> _Your task_:
Scan the material below for the string "index", and copy every line where it shows up.

## Start Dataset content

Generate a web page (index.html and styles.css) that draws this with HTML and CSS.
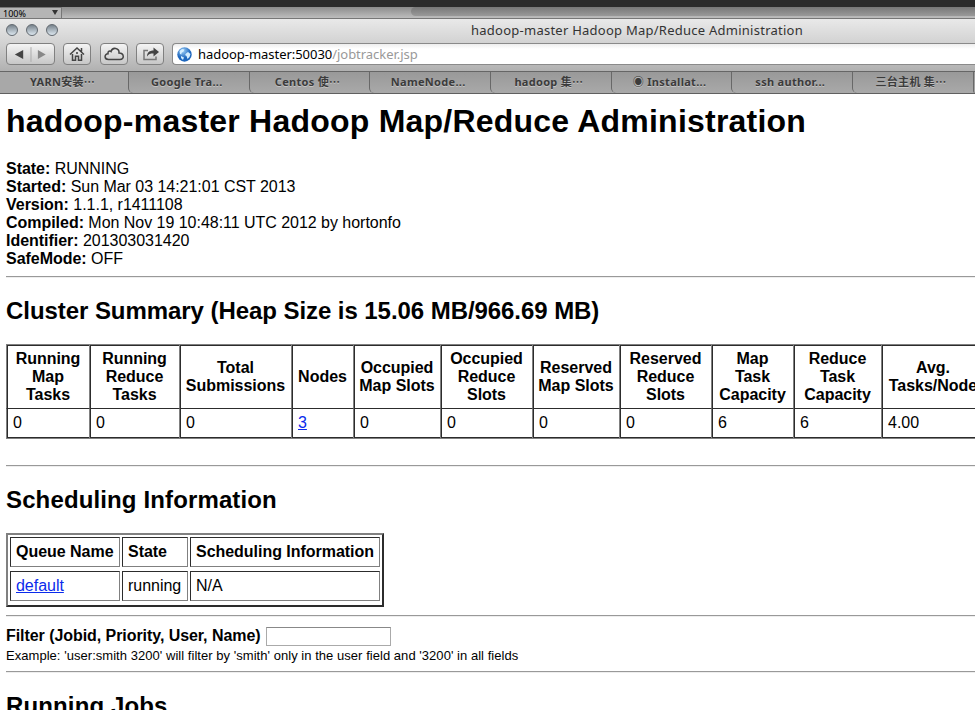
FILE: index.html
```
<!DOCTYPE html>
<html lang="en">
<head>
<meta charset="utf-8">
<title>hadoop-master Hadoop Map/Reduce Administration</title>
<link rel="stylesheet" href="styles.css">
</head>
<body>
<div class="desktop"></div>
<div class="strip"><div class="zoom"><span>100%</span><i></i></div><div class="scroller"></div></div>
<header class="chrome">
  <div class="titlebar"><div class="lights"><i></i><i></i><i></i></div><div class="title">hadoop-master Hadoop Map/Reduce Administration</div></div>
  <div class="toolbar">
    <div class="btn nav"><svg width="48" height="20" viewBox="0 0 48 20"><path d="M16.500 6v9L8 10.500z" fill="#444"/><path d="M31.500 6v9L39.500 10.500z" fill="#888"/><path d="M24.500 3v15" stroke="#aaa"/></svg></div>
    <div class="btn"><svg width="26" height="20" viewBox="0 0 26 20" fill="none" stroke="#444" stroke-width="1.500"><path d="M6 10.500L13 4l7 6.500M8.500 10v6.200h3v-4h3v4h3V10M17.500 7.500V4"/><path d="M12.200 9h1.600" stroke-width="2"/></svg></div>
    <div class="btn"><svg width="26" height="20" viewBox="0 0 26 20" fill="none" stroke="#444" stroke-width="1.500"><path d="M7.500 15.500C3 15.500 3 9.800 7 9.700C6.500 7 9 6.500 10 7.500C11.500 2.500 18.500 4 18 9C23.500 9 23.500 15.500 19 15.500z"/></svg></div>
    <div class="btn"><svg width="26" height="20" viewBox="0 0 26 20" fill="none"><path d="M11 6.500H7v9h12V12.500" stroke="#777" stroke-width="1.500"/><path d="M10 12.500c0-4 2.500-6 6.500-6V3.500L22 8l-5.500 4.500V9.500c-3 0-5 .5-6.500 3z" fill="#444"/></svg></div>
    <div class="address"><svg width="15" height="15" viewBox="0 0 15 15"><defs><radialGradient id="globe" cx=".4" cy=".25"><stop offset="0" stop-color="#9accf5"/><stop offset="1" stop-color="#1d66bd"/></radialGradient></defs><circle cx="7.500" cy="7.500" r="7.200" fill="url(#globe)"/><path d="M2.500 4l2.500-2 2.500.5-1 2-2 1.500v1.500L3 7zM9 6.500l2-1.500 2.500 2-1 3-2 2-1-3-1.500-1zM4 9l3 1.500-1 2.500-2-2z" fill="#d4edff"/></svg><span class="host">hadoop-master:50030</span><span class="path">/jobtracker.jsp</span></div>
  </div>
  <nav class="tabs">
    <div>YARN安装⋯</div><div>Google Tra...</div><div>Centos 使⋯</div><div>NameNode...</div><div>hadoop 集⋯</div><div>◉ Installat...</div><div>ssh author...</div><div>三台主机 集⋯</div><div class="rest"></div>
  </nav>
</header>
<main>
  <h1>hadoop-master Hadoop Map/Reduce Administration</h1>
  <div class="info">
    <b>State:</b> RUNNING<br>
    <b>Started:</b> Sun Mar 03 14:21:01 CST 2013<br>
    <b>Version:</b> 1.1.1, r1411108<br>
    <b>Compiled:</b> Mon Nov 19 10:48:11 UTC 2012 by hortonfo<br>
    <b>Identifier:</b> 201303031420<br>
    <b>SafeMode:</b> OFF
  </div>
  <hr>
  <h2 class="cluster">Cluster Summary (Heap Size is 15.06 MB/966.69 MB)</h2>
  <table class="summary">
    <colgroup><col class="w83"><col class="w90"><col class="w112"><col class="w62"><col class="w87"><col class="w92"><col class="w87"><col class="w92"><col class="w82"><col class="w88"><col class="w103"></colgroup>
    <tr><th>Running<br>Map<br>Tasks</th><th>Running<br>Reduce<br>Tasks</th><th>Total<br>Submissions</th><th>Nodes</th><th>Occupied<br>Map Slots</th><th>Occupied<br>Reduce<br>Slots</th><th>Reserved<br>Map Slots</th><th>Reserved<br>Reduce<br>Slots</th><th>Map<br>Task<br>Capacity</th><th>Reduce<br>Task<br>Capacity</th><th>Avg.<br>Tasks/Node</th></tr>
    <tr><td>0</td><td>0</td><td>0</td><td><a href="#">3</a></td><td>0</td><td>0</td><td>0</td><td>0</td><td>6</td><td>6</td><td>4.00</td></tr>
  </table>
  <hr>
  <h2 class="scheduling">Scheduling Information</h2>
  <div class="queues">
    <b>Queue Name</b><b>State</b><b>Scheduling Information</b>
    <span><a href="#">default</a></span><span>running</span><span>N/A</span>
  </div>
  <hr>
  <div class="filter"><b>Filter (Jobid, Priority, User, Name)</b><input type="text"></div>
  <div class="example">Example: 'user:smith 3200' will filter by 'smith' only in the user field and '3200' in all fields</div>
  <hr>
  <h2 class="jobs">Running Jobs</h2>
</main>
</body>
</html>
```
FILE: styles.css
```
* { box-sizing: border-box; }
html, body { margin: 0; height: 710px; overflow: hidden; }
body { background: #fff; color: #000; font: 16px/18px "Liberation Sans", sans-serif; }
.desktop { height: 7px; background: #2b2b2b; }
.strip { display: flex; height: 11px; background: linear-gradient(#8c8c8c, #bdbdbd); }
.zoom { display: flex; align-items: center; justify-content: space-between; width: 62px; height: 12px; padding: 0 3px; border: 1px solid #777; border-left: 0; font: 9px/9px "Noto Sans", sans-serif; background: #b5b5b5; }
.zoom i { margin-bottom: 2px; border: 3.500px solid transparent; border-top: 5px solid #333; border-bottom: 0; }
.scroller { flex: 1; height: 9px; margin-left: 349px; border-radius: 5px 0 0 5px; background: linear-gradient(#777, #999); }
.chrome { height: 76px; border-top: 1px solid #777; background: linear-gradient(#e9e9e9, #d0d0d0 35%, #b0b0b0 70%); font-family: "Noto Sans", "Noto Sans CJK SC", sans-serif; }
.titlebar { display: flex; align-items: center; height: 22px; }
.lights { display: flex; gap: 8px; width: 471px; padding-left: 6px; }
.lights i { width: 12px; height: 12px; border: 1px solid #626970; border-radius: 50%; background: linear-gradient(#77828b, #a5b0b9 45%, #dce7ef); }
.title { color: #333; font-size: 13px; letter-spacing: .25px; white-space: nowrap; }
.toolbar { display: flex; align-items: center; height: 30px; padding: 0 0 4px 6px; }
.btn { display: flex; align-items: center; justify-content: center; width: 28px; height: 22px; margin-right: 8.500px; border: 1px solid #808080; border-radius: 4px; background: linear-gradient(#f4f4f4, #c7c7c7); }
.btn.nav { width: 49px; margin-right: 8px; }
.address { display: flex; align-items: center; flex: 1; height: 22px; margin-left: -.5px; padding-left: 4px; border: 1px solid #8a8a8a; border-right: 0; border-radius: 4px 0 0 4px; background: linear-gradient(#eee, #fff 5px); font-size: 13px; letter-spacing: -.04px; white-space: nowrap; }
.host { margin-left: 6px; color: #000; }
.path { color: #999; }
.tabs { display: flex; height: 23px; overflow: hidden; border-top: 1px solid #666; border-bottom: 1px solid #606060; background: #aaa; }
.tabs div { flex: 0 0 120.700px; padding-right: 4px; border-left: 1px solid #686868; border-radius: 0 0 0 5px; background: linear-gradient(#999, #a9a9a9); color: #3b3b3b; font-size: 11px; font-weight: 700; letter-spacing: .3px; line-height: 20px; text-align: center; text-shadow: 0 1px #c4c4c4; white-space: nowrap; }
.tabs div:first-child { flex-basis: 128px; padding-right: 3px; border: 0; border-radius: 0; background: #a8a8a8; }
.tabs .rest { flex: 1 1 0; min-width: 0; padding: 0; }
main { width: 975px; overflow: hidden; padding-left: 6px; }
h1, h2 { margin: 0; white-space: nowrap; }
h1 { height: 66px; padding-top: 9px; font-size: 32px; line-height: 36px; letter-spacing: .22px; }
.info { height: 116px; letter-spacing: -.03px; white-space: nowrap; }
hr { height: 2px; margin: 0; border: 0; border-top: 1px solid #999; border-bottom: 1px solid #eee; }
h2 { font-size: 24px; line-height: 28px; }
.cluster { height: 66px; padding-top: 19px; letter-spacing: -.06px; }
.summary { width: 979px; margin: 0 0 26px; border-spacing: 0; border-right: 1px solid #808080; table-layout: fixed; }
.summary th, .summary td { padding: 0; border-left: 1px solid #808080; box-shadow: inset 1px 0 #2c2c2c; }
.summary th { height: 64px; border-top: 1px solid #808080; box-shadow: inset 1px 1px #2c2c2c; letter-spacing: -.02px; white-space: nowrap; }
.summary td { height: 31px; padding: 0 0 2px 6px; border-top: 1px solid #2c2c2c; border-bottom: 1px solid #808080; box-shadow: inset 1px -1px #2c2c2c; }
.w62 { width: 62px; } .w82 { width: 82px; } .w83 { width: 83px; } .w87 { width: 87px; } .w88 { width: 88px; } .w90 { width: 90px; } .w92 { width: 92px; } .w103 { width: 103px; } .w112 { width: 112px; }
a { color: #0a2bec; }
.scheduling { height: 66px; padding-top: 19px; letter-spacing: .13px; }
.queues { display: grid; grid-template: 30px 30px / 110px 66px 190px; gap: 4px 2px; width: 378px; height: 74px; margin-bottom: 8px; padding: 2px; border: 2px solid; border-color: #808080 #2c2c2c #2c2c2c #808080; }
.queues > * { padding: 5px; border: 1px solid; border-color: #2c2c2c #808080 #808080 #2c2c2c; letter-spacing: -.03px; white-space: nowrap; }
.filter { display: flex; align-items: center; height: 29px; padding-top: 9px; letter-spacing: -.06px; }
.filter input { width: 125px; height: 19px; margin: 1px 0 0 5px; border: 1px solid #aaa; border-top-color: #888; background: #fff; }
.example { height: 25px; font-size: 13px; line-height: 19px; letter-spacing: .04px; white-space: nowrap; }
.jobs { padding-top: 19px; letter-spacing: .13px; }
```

## End Dataset content

> _Written response_:
Generate a web page (index.html and styles.css) that draws this with HTML and CSS.
FILE: index.html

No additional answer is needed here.